Barbara Reynolds, the editor, also a Sayers biographer, does a brilliant job of selecting and editing the letters. I expect most times when people produce volumes of letters, it’s for the sake of scholars. I know that my Oscar Wilde letters book contains zillions of letters of no particular importance or significance to someone not researching him (and probably loads of people who are). And I can see why people don’t do volumes of letters like this very often, for a more casual audience, because really, how much of a readership can they expect in that case? But it’s lovely when they do it, and Dorothy Sayers was an excellent letter-writer. These made me want to read a proper biography of Dorothy Sayers, and I shall as soon as I go to the library.
So this is the best Dorothy Sayers story I know so far. Ready? Okay. Once upon a time she had an affair with a writer called John Cournos. He sounds terrible. “John was ‘nice’ enough Friday week in a general way, but I fear he has no sympathy with Lord Peter, being the kind of man who takes his writing seriously and spells Art with a capital A.” Anyway she was madly in love with him and wanted to get married and have babies, but he kept saying he didn’t love her, she wasn’t interesting, and he just wanted to get laid. She refused to use contraception, and he refused to have sex without it, and what with one thing and another they broke it off. And he made fun of her for writing detective stories.
(Do you know that Edna St. Vincent Millay poem that says He laughed at all I dared to praise / And broke my heart, in little ways? I love that bit. I bet that is just how Dorothy Sayers felt.)
Anyway, she went off and had an affair with a guy she didn’t care much about, and although they did use contraception, she still got pregnant; and he went off and married a detective novelist and told her, essentially, that if she’d had sex with him he would have married her and it was a test and she failed. Cad. She had the baby in secret and fostered it with a cousin and never told her parents. It’s not clear to me yet whether she ever told the baby; later on in his life, she and her husband (not the baby-daddy; a different person) “adopted” him, and he was told to regard her as his adopted mother. Which must have been strange.
She never told her parents. I mean, I think her life would have been easier if she had, but serious props to her secret-keeping ability. She would write them letters that referenced the cousin, Ivy, who was keeping the baby, along with some other children, and even referenced the baby, without saying it was hers. Behold:
I think [Ivy] would be sorry to give up the children and the girl would hate leaving her – though no doubt she will have to sometime. The baby, I gather, can, if necessary, be disposed of, if time is given to make arrangements.
(But don’t worry. Ivy sorted out her living arrangements and carried on fostering John Anthony.)
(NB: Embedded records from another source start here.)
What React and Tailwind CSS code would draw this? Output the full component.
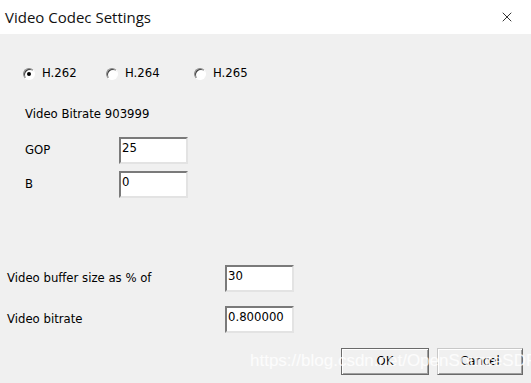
import { X } from 'lucide-react';

function Radio({ checked, label, width }) {
    return (
        <label className="flex items-center" style={{ width }}>
            <span className="w-[12px] h-[12px] rounded-full border border-[#8a8a8a] border-b-white border-r-white bg-white flex items-center justify-center shadow-[inset_1px_1px_0_#404040]">
                {checked && <span className="w-[4px] h-[4px] rounded-full bg-black" />}
            </span>
            <span className="ml-[7px]">{label}</span>
        </label>
    );
}

function Field({ value, className = '' }) {
    return (
        <div className={`h-[27px] bg-white border-2 border-t-[#7a7a7a] border-l-[#7a7a7a] border-b-[#e3e3e3] border-r-[#e3e3e3] pl-[1px] pt-[1px] leading-[16px] ${className}`}>
            {value}
        </div>
    );
}

export default function App() {
    return (
        <div className="w-[531px] h-[383px] overflow-hidden text-[11.7px] text-black bg-[#f0f0f0]" style={{ fontFamily: 'Tahoma, "DejaVu Sans", sans-serif' }}>
            {/* Title bar */}
            <div className="h-[34px] bg-white flex items-center justify-between pl-[5px] pr-[16px]">
                <span className="text-[15px] text-[#111]" style={{ fontFamily: '"Segoe UI", "Open Sans", sans-serif' }}>Video Codec Settings</span>
                <X className="w-[16px] h-[16px] text-black" strokeWidth={1.2} />
            </div>

            <div className="relative h-[349px]">
                {/* Codec radios */}
                <div className="flex pl-[23px] pt-[31px]">
                    <Radio checked label="H.262" width={83} />
                    <Radio label="H.264" width={88} />
                    <Radio label="H.265" />
                </div>

                <div className="pl-[25px] mt-[23px]">Video Bitrate 903999</div>

                <div className="flex items-center pl-[25px] mt-[14px]">
                    <span className="w-[94px]">GOP</span>
                    <Field value="25" className="w-[69px]" />
                </div>
                <div className="flex items-center pl-[25px] mt-[7px]">
                    <span className="w-[94px]">B</span>
                    <Field value="0" className="w-[69px]" />
                </div>

                <div className="flex items-center pl-[7px] mt-[67px]">
                    <span className="w-[218px]">Video buffer size as % of</span>
                    <Field value="30" className="w-[69px]" />
                </div>
                <div className="flex items-center pl-[7px] mt-[14px]">
                    <span className="w-[218px]">Video bitrate</span>
                    <Field value="0.800000" className="w-[69px]" />
                </div>

                {/* Buttons */}
                <div className="flex justify-end gap-[8px] pr-[8px] mt-[15px]">
                    <button className="w-[88px] h-[27px] border border-[#6a6a6a] bg-[#f0f0f0] shadow-[inset_1px_1px_0_#ffffff,inset_-1px_-1px_0_#a0a0a0]">OK</button>
                    <button className="w-[86px] h-[27px] border border-[#c8c8c8] border-b-[#6a6a6a] border-r-[#6a6a6a] bg-[#f0f0f0] shadow-[inset_1px_1px_0_#ffffff,inset_-1px_-1px_0_#a0a0a0]">Cancel</button>
                </div>

                {/* Watermark */}
                <div className="absolute left-[250px] top-[314px] text-[17px] text-white/80 pointer-events-none" style={{ fontFamily: '"Liberation Sans", Arial, sans-serif' }}>
                    https://blog.csdn.net/OpenSourceSDR
                </div>
            </div>
        </div>
    );
}
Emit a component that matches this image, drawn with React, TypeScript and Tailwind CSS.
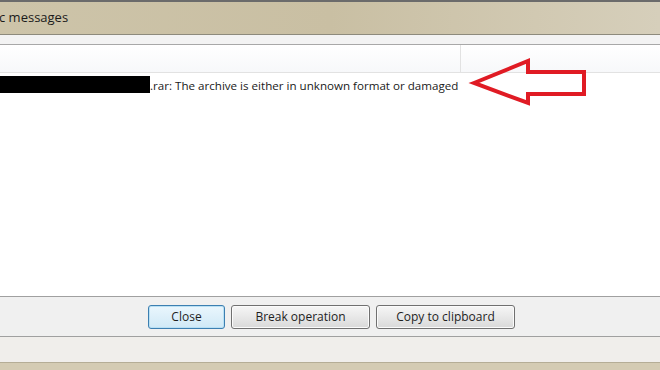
import React from "react";

function Btn({ label, w, def }: { label: string; w: string; def?: boolean }) {
  return (
    <div
      className={`${w} h-[24px] flex items-center justify-center rounded-[3px] border text-[12px] text-[#1e1e1e] ${
        def
          ? "border-[#3c7fb1] bg-gradient-to-b from-[#eaf6fd] to-[#d0e9f6] shadow-[inset_0_0_0_1px_#b9e0f4]"
          : "border-[#707070] bg-gradient-to-b from-[#f6f6f6] via-[#e8e8e8] to-[#d9d9d9] shadow-[inset_0_0_0_1px_#fbfbfb]"
      }`}
    >
      {label}
    </div>
  );
}

export default function App() {
  return (
    <div
      className="relative w-[660px] h-[370px] overflow-hidden flex flex-col bg-white"
      style={{ fontFamily: '"Open Sans", "Noto Sans", sans-serif' }}
    >
      <div className="h-[2px] bg-[#6b6b6b]" />
      <div className="h-[33px] flex items-center bg-gradient-to-r from-[#cdc4a9] via-[#c9bfa3] to-[#d6cfbb] border-b border-[#8d8a7c] text-[13px] text-[#1a1a1a] pl-0">
        <span className="-ml-[1px]">c messages</span>
      </div>
      <div className="h-[10px] bg-[#f3f3f3] border-b border-[#a8a8a8]" />
      <div className="h-[28px] flex bg-gradient-to-b from-white to-[#f7f8fa] border-b border-[#e2e2e2]">
        <div className="w-[461px] border-r border-[#e2e2e2]" />
        <div className="flex-1" />
      </div>
      <div className="flex-1 bg-white">
        <div className="flex items-center h-[18px] mt-[2px]">
          <div className="w-[150px] h-[17px] bg-black" />
          <span className="text-[11.6px] text-[#1a1a1a] leading-none whitespace-nowrap mt-[3px]">
            .rar: The archive is either in unknown format or damaged
          </span>
        </div>
      </div>
      <div className="h-[41px] bg-[#f0f0f0] border-t border-b border-[#a0a0a0] flex items-start pt-[8px] pl-[148px] gap-[6px]">
        <Btn label="Close" w="w-[77px]" def />
        <Btn label="Break operation" w="w-[139px]" />
        <Btn label="Copy to clipboard" w="w-[139px]" />
      </div>
      <div className="h-[25px] bg-[#f0eeeb]" />
      <div className="h-[8px] bg-[#d4cbb3] border-t border-[#b5ad96]" />
      <svg
        className="absolute left-0 top-0"
        width="660"
        height="370"
        viewBox="0 0 660 370"
      >
        <path
          d="M474 83 L528 61 L528 72 L584 72 L584 94 L528 94 L528 103 Z"
          fill="none"
          stroke="#e01b24"
          strokeWidth="4"
          strokeLinejoin="miter"
        />
      </svg>
    </div>
  );
}
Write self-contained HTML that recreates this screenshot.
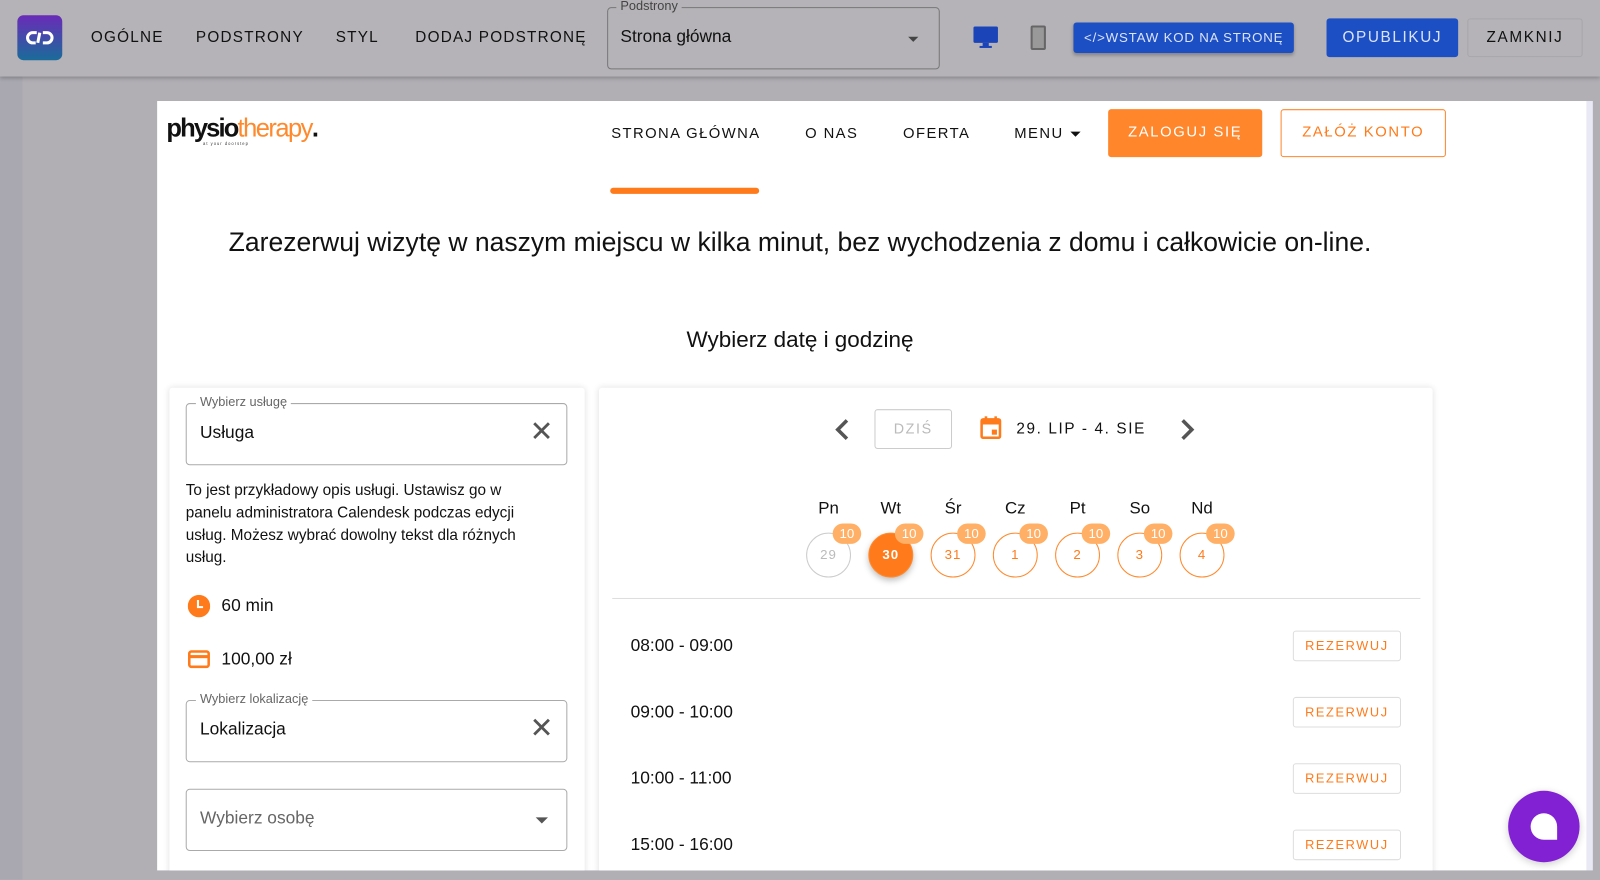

There are also a quantity of letters to John Cournos, written after she had the baby and he got married, where she tells him her secret and they apparently rehash their whole affair. Terrible idea! I wanted her to stop, as he had obviously won the break-up, but she carried on writing to him. I can’t blame her, poor baby, with that enormous secret on her mind. Eventually she fictionalized him as Philip Boyes in Strong Poison and poisoned him with arsenic, and I imagine it was tremendously satisfying.
He got revenge by fictionalizing their affair in one of his books, and talking all about all the stuff they did and quoting from her letters like a cad, but you will be pleased to hear, it was terribly dull and silly and only had the effect of making him look like a prat. But at least he didn’t burn all her letters like some writers I could mention who didn’t want to look bad even though they are bad, yes Ted Hughes, I am talking to you (it was journals really, in Ted Hughes’ case).
It was interesting too, reading about her work on the Harriet Vane books, especially Gaudy Night. It is fun reading about the process that created characters and books – I suppose because in spite of what Barthes says I am still intrigued by knowing what the author intended, especially here when she managed it so nicely. Sayers sounded rather apologetic when she sent Gaudy Night to her publisher, saying that it wasn’t really one thing or another, but it had to be written. It must have been a hell of a thing to get finished, and I felt triumphant on her behalf that it turned out so good. And apparently nobody liked Harriet Vane! I can’t imagine why. Harriet Vane is utterly one of my favorite characters ever! But here’s the evidence:
You are one of the very few people with intelligent sympathy for Lord Peter and his Harriet. Most of them beg me not to let him marry ‘that horrid girl’. They don’t understand the violent conflict underlying her obstinacy – I am glad you do. There’s stuff in Harriet, but it isn’t the conventional heroine stuff, you see. My only reason for holding her up is that the situation between her and Lord P. is psychologically so difficult that it really needs a whole book to examine and resolve.
And, on writing Gaudy Night (I sympathize!):
I think I have got over most of the technical snags in Gaudy Night now, but the writing is being horribly difficult. Peter and Harriet are the world’s most awkward pair of lovers – both so touchy and afraid to commit themselves to anything but hints and allusions!
On the mysteries question:
I have also been annoyed (stupidly enough) by a lot of reviewers who observed the identity of the murder was obvious from the start (as indeed it is also in Unnatural Death and The Documents in the Case). Personally, I feel that it is only when the identity of the murderer is obvious that the reader can really concentrate on the question (much the most interesting) How did he do it?
And why. Sensible woman. I can’t proceed to her next volume of letters until I’ve read some of the works referenced therein, her plays and Christian writing. I love reading letters. Do y’all have any suggestions of interesting letters I can read? I’ve done Tolkien, I’m in the midst of Sayers right now, and of course I’ve done the lovely Browning letters. Bless.
While I’m on letters, this is brilliant. Van Gogh’s letters are all nicely digitized, in facsimile and in translation, and with useful notes as well as images of any pictures he references. The Van Gogh Museum is made out of win.